Adrenalize is the fifth studio album by English rock band Def Leppard, released on 30 March 1992 through Mercury Records. It’s the first album by the band recorded without guitarist Steve Clark who died in 1991. Although most songs were written and partially demoed before his death, they were re-recorded solo by Phil Collen in 1991–1992. It remains the only album recorded by Def Leppard as a four-member band. Spawning six singles, four of them – "Let's Get Rocked", "Make Love Like a Man", "Have You Ever Needed Someone So Bad" and "Stand Up (Kick Love into Motion)" – were major hits.

"Tear It Down" is a re-recording of a song written during a recording session following the completion of the Hysteria album and released as B-side for that album's single "Women" in 1987. The song received radio airplay and was performed by the band live at the 1989 MTV Video Music Awards.

"White Lightning" is dedicated to the memory of Clark, who has writing credits on six of the album's ten tracks.

Professional ratings
Review scores
| Source | Rating |
| AllMusic | link |
| Robert Christgau | (dud) |
| Rolling Stone | Star |
| Sputnik Music | Star Half star |

==Background and recording==
Def Leppard had faced long delays previously, including the challenge of drummer Rick Allen losing his arm while making their previous album, Hysteria, and while trying to follow up the success, they also faced the prospect of doing so with a different producer. Adrenalize became the band's first album since 1980's On Through the Night not to be produced by Robert John "Mutt" Lange, as Lange was more keen on songwriting than producing when they wanted to start the album. Thus, the band decided to produce the album themselves along with longtime engineer Mike Shipley. The band continued to involve Lange with the writing of the songs, and the band remained in contact with him for advice, hence he was credited as executive producer. At one stage, they decided to involve Lange as producer once again, but the latter was busy working with Bryan Adams, so work continued with Shipley after a few months' break waiting for Lange to be available.

Having done some writing on tour for Hysteria, the band returned to the studio in November 1988 to work on the next album at Wisseloord Studios with Shipley, where they previously worked on Hysteria.
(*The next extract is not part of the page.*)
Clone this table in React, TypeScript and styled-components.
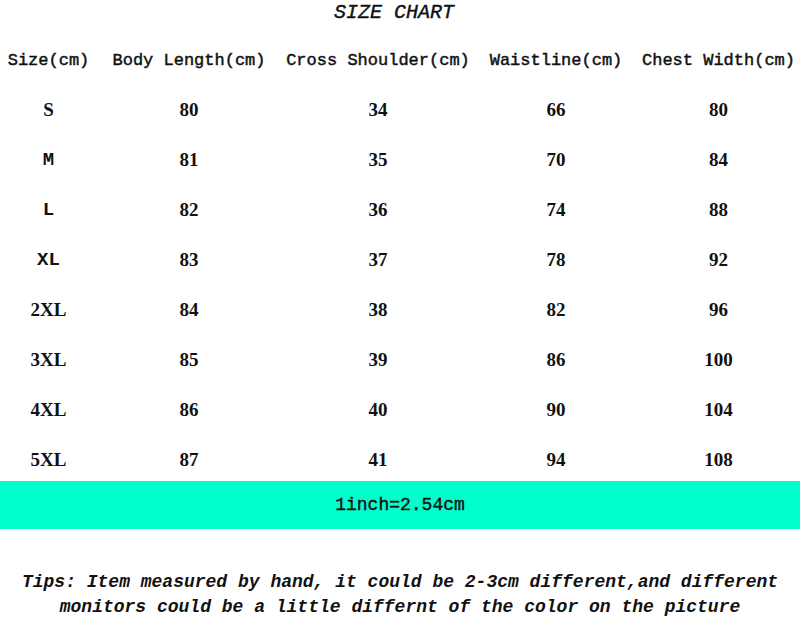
import React from "react";
import styled, { createGlobalStyle } from "styled-components";

const Global = createGlobalStyle`
  html, body { margin: 0; padding: 0; background: #ffffff; }
  body { width: 800px; height: 623px; overflow: hidden; color: #111; }
`;

const Page = styled.div`
  width: 800px;
  display: flex;
  flex-direction: column;
`;

const Title = styled.h1`
  margin: 0;
  padding-right: 12px;
  height: 26px;
  line-height: 26px;
  text-align: center;
  font-family: "Liberation Mono", monospace;
  font-style: italic;
  font-weight: normal;
  font-size: 20px;
  color: #111;
  -webkit-text-stroke: 0.4px #111;
`;

const Grid = styled.div`
  display: grid;
  grid-template-columns: 97px 184px 194px 162px 163px;
  align-items: center;
`;

const HeaderRow = styled(Grid)`
  margin-top: 22px;
  height: 26px;
`;

const HeaderCell = styled.div`
  text-align: center;
  white-space: nowrap;
  font-family: "Liberation Mono", monospace;
  font-size: 17px;
  line-height: 26px;
  color: #111;
  -webkit-text-stroke: 0.45px #111;
`;

const Body = styled.div`
  display: flex;
  flex-direction: column;
  gap: 28px;
  padding-top: 25px;
`;

const DataRow = styled(Grid)`
  height: 22px;
`;

const Cell = styled.div<{ $mono?: boolean }>`
  text-align: center;
  white-space: nowrap;
  font-family: ${(p) =>
    p.$mono ? `"Liberation Mono", monospace` : `"Liberation Serif", serif`};
  font-weight: bold;
  font-size: 19px;
  line-height: 22px;
  color: #111;
`;

const Bar = styled.div`
  margin-top: 10px;
  height: 48px;
  background: #00ffcc;
  display: flex;
  align-items: center;
  justify-content: center;
  font-family: "Liberation Mono", monospace;
  font-size: 18px;
  color: #111;
  -webkit-text-stroke: 0.4px #111;
`;

const Tips = styled.p`
  margin: 41px 0 0;
  text-align: center;
  font-family: "Liberation Mono", monospace;
  font-style: italic;
  font-weight: bold;
  font-size: 18px;
  line-height: 25px;
  color: #111;
  white-space: pre;
`;

const headers = [
  "Size(cm)",
  "Body Length(cm)",
  "Cross Shoulder(cm)",
  "Waistline(cm)",
  "Chest Width(cm)",
];

const rows: { size: string; monoSize: boolean; values: number[] }[] = [
  { size: "S", monoSize: false, values: [80, 34, 66, 80] },
  { size: "M", monoSize: true, values: [81, 35, 70, 84] },
  { size: "L", monoSize: true, values: [82, 36, 74, 88] },
  { size: "XL", monoSize: true, values: [83, 37, 78, 92] },
  { size: "2XL", monoSize: false, values: [84, 38, 82, 96] },
  { size: "3XL", monoSize: false, values: [85, 39, 86, 100] },
  { size: "4XL", monoSize: false, values: [86, 40, 90, 104] },
  { size: "5XL", monoSize: false, values: [87, 41, 94, 108] },
];

export default function App() {
  return (
    <>
      <Global />
      <Page>
        <Title>SIZE CHART</Title>
        <HeaderRow>
          {headers.map((h) => (
            <HeaderCell key={h}>{h}</HeaderCell>
          ))}
        </HeaderRow>
        <Body>
          {rows.map((r) => (
            <DataRow key={r.size}>
              <Cell $mono={r.monoSize}>{r.size}</Cell>
              {r.values.map((v, i) => (
                <Cell key={i}>{v}</Cell>
              ))}
            </DataRow>
          ))}
        </Body>
        <Bar>1inch=2.54cm</Bar>
        <Tips>
          {"Tips: Item measured by hand, it could be 2-3cm different,and different\nmonitors could be a little differnt of the color on the picture"}
        </Tips>
      </Page>
    </>
  );
}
However, after experiencing déjà vu there, in Spring 1989, they relocated to Studio 150 in Amsterdam for a further six months to record basic tracks. From these early sessions, only Phil Collen's guitar solos for "Tonight" and "Tear It Down" made it to the final record. The rest of the recording took place at singer Joe Elliott's newly-installed home studio in Dublin. At the same time, guitarist Steve Clark had been suffering from alcohol addiction since 1989, spending six sessions in rehab, so he was in the studio less and less than before. Clark was involved in writing six of the songs on the album, but was given an ultimatum over his alcoholism in September 1990, and put on a six-month leave of absence. Clark died four months later, in January 1991.

The band tried to continue the recording process, going back into the studio the day after Clark's death to cope with the loss, but it took a few months before they were able to work to what they felt was a satisfactory standard. As Elliott reported, 90% of the completed album was recorded between April and December 1991. Two further songs were written, including "White Lightning" and "Let's Get Rocked", the former's lyrics being inspired by Clark following his death.

Instead of replacing Clark with a new member, the band continued recording the album as a four-piece. "We had recorded demos on multitrack," recalled fellow guitarist Phil Collen. "I was sitting there with him when he played the original parts. I could relay that. But it was like playing along to a ghost." As per Elliott, none of Clark's recorded guitar parts were kept on the record; they kept updating the songs and guitar sounds, Collen re-doing all the guitars on the album at least three times. However, according to reports, Clark's guitar was kept posthumously on the outro of "Tear It Down".

"We coped without Mutt quite well…" recalled Joe Elliott. "Mutt was in his studio in Guildford with Bryan Adams and we'd be in Dublin, talking every day… But it wasn't as adventurous as Hysteria. It was more of a rock album, less experimental. It's like with Pink Floyd: to me, Adrenalize was our Wish You Were Here and Hysteria was our Dark Side of the Moon."

==Commercial performance and reception==
Adrenalize debuted at No. 1 on both the UK Albums Chart and, in the following week, on the U.S. Billboard 200. It stayed at No. 1 of the Billboard chart for five weeks keeping Bruce Springsteen's Human Touch off the top spot, and spent 65 weeks on the charts in total.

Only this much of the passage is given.